The waiver petition, which was filed on March 10, said that the family owns 8.21 per cent in Ambadi and falls short of the minimum requirement as per section 244 of the Companies Act, 2013, by 1.79 per cent. They want that condition to be waived to seek legal remedy against such alleged oppression. Raman also referred to the National Company Law Appellate Tribunal, New Delhi, giving waiver to certain firms of Cyrus Mistry from the minimum requirement for maintaining a case against Tata Sons. Incidentally, none of the family members hold more than 10 per cent of the total shareholding where all identifiable branches of the family have position on the board and active participation in the affairs of AIL, except the applicant’s family.
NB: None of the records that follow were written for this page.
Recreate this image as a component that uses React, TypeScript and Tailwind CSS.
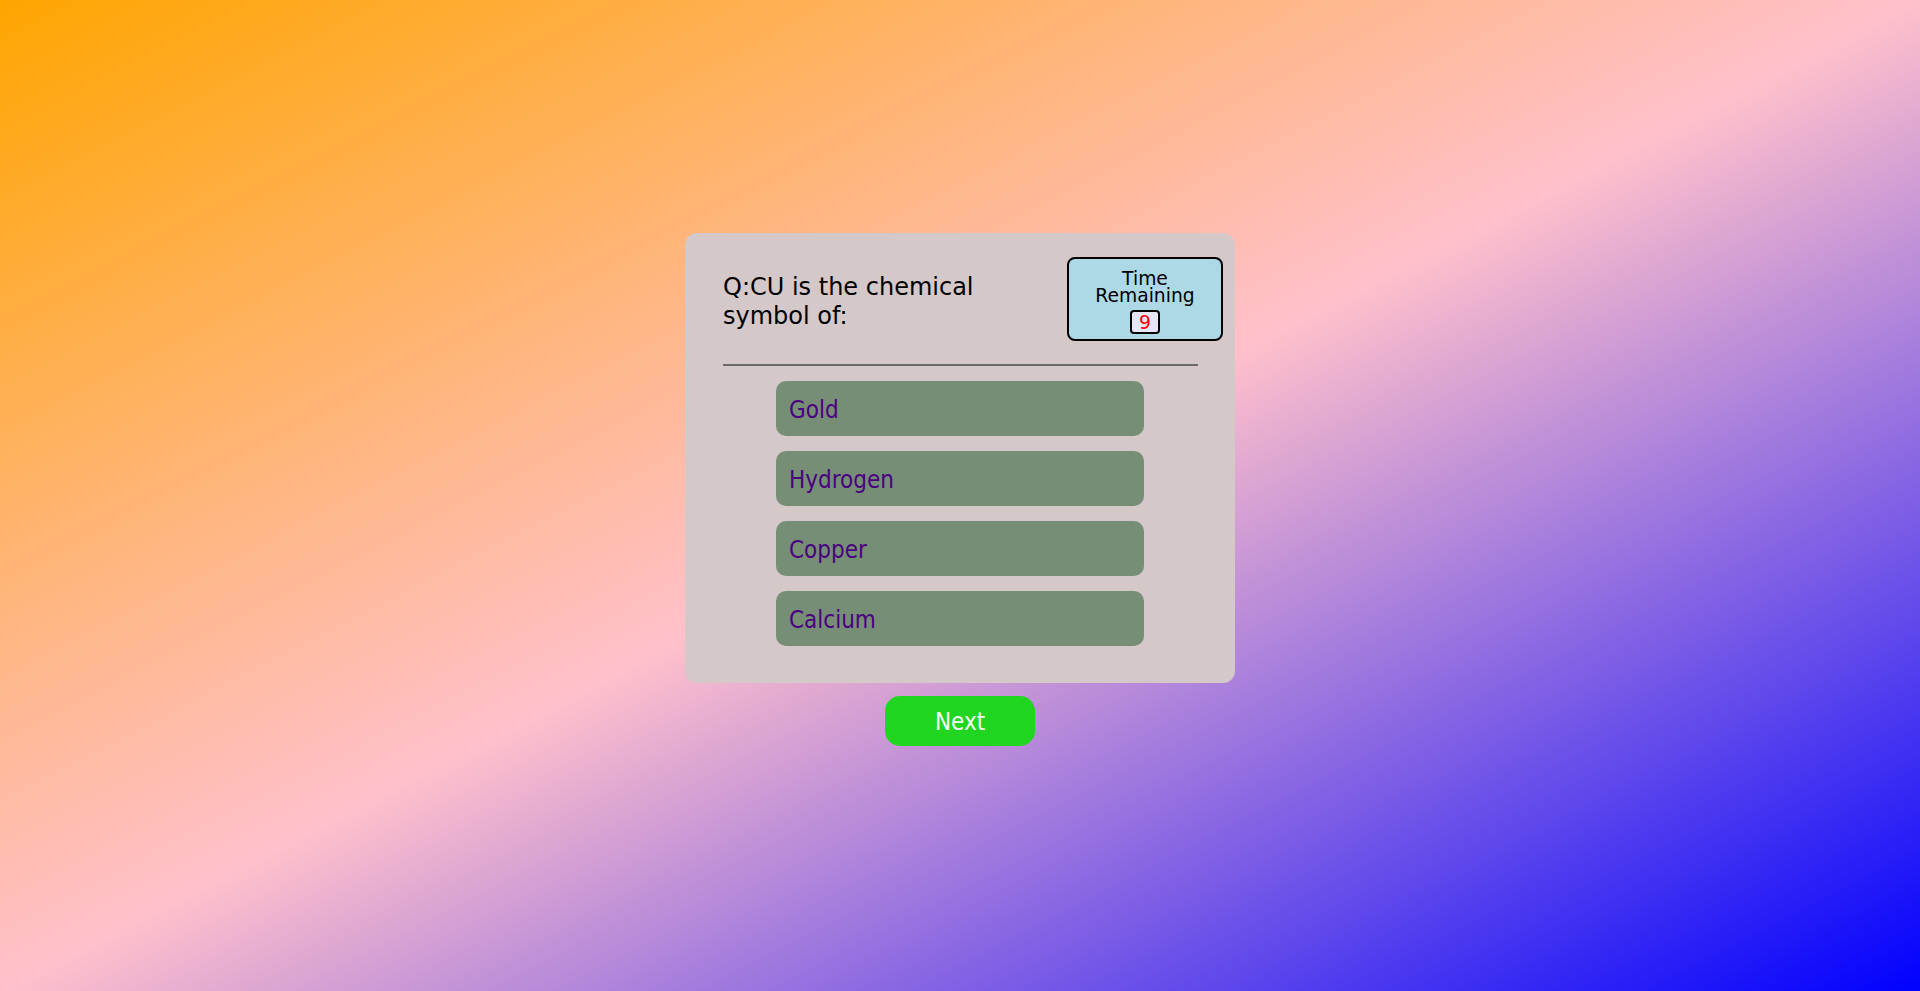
import React from "react";

const options = ["Gold", "Hydrogen", "Copper", "Calcium"];

function Timer({ seconds }: { seconds: number }) {
  return (
    <div className="flex h-[84px] w-[156px] shrink-0 flex-col items-center rounded-lg border-2 border-black bg-[#add8e6] pt-[11px] font-['DejaVu_Sans',Verdana,sans-serif] text-[18.72px] leading-[17px] text-black">
      <span>Time</span>
      <span>Remaining</span>
      <span className="mt-[6px] flex h-6 w-[30px] items-center justify-center rounded border-2 border-black bg-[#e6e6fa] text-[#ff0000]">
        {seconds}
      </span>
    </div>
  );
}

export default function App() {
  return (
    <div className="flex min-h-screen flex-col items-center justify-center bg-[linear-gradient(to_bottom_right,#ffa500,#ffc0cb,#0000ff)] pb-3">
      <div className="flex w-[550px] flex-col rounded-xl bg-[#d4c8c8] pt-6 pb-[37px]">
        <div className="flex items-center justify-between pr-3 pl-[38px]">
          <p className="w-[290px] pt-[5px] font-['DejaVu_Sans',Verdana,sans-serif] text-2xl leading-[29px] text-black">
            Q:CU is the chemical symbol of:
          </p>
          <Timer seconds={9} />
        </div>

        <div className="mx-auto mt-[23px] h-[2px] w-[475px] bg-[#6a6a6a]" />

        <ul className="mt-[15px] flex flex-col items-center gap-[15px]">
          {options.map((opt) => (
            <li key={opt}>
              <button className="flex h-[55px] w-[368px] items-center rounded-[10px] bg-[#758e75] pt-[2px] pl-[13px] font-['DejaVu_Sans_Condensed','DejaVu_Sans',sans-serif] text-2xl text-[#4b0082]">
                {opt}
              </button>
            </li>
          ))}
        </ul>
      </div>

      <button className="mt-[13px] h-[50px] w-[150px] rounded-[15px] bg-[#21d621] pt-[2px] font-['DejaVu_Sans_Condensed','DejaVu_Sans',sans-serif] text-2xl text-[#f5fff5]">
        Next
      </button>
    </div>
  );
}
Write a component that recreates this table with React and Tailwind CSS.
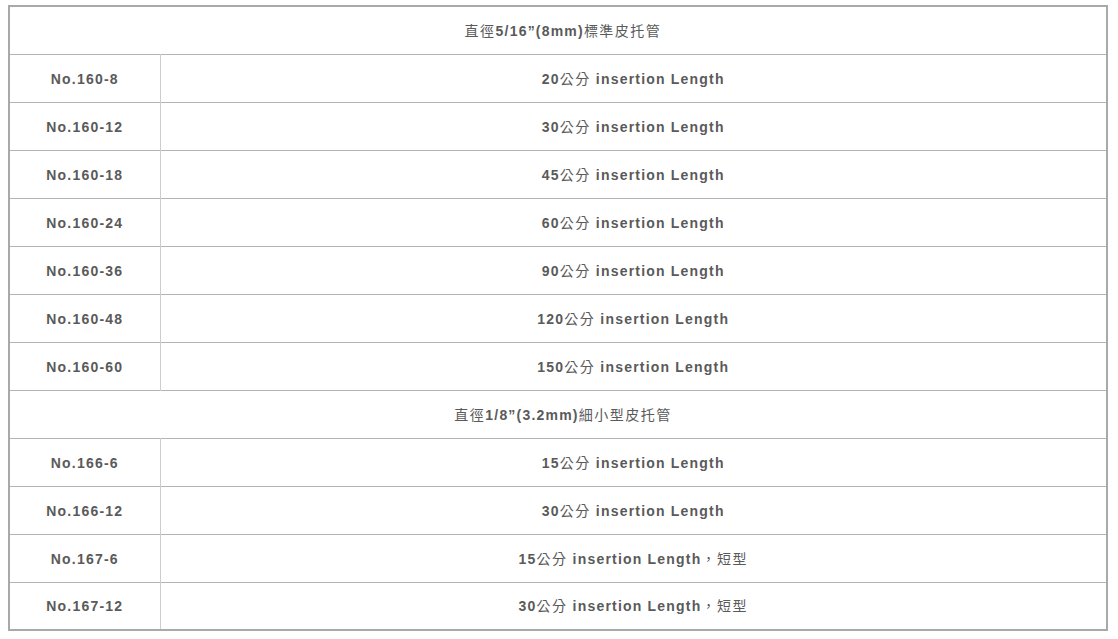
const groups = [
  {
    title: ["直徑", "5/16”(8mm)", "標準皮托管"],
    rows: [
      ["No.160-8", "20", ""],
      ["No.160-12", "30", ""],
      ["No.160-18", "45", ""],
      ["No.160-24", "60", ""],
      ["No.160-36", "90", ""],
      ["No.160-48", "120", ""],
      ["No.160-60", "150", ""],
    ],
  },
  {
    title: ["直徑", "1/8”(3.2mm)", "細小型皮托管"],
    rows: [
      ["No.166-6", "15", ""],
      ["No.166-12", "30", ""],
      ["No.167-6", "15", "，短型"],
      ["No.167-12", "30", "，短型"],
    ],
  },
];

const cjk = "font-normal tracking-[1.5px]";

export default function App() {
  return (
    <div className="bg-white min-h-[639px] pt-[5px] pl-[8px]">
      <table
        className="w-[1100px] border-collapse border-2 border-[#a9a9a9] text-[14px] font-bold tracking-[1.2px] text-[#5a5a5a] text-center"
        style={{ fontFamily: '"Liberation Sans", Arial, "Noto Sans CJK TC", sans-serif' }}
      >
        <tbody>
          {groups.map((g) => (
            <>
              <tr key={g.title[1]} className="h-[48px] border-b border-[#b4b4b4]">
                <td colSpan={2} className="pl-[10px] pt-[2px]">
                  <span className={cjk}>{g.title[0]}</span>
                  {g.title[1]}
                  <span className={cjk}>{g.title[2]}</span>
                </td>
              </tr>
              {g.rows.map(([no, cm, extra]) => (
                <tr key={no} className="h-[48px] border-b border-[#b4b4b4]">
                  <td className="w-[151px] pt-[2px] border-r border-[#cdcdcd]">{no}</td>
                  <td className="pt-[2px]">
                    {cm}
                    <span className={cjk}>公分</span> insertion Length
                    {extra && <span className={cjk}>{extra}</span>}
                  </td>
                </tr>
              ))}
            </>
          ))}
        </tbody>
      </table>
    </div>
  );
}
The petition also seeks a board representation or alternatively a fair buyout of their stake as per section 242 (2b) of the Companies Act 2013. Arunachalam family’s plea for equal representation in the company’s affairs has been denied since her father’s demise a few years back, she had said. On September 21, 2020, AIL’s shareholders, largely uncles and cousins of Valli Arunachalam, voted against her appointment to the board. Only 8.64 per cent voted in favour of the resolution.
The NCLT has posted the matter for further hearing on August 9.